Mit erhöhter Präsenz habe sich die Polizei deshalb auf weitere Gewalt in der Nacht zum Sonntag vorbereitet – doch die sei „deutlich ruhiger gewesen“, sagte ein Polizeisprecher. Bis auf zwei leicht beschädigte Streifenwagen sei es zu keinen größeren Vorkommnissen zwischen Beamten und den rund 80 versammelten Menschen gekommen – wenngleich auch Böller und Feuerwerkskörper gezündet und diese auf Polizisten geworfen worden seien, sagte der Sprecher.

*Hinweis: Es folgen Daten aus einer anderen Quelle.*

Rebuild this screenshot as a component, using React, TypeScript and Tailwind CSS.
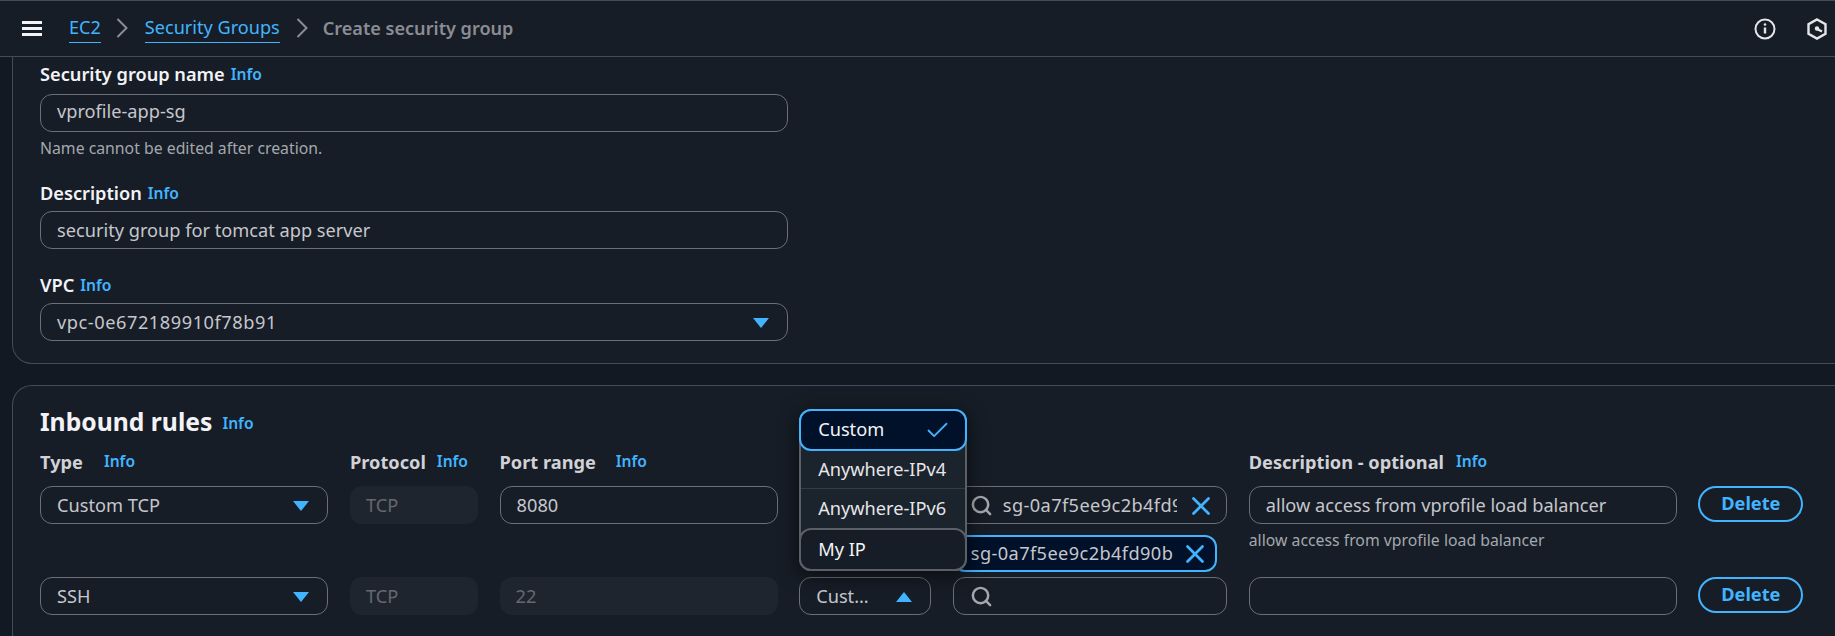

Polizei dient als Feindbild

Ob die Situation im Viertel besser wird, ist offen, denn die Polizei ist dort bei vielen Jugendlichen Feindbild. Shirts und Mützen mit Abkürzungen wie „A.C.A.B.“, was für „All Cops are Bastards“ steht oder „FCK CPS“ (steht für „Fuck Cops“) werden demonstrativ getragen. Gleichzeitig beklagen Jugendliche die Polizeipräsenz und den in ihren Augen nicht zimperlichen Umgang. Die Präsenz war mit Schwerpunkteinsätzen in dem Viertel verstärkt worden, nachdem es vermehrt zu Überfällen auf angetrunkene Kiezgänger und zu anderen Straftaten gekommen war. Die Drahtzieher wurden von der Polizei schnell identifiziert. Der Kern der Gruppe, die in wechselnder Beteiligung für Straftaten verantwortlich gemacht wird, wird auf zehn Personen im Alter von 16 bis 24 Jahren geschätzt. Das Umfeld von ihnen beziffert die Polizei auf rund 30 Personen.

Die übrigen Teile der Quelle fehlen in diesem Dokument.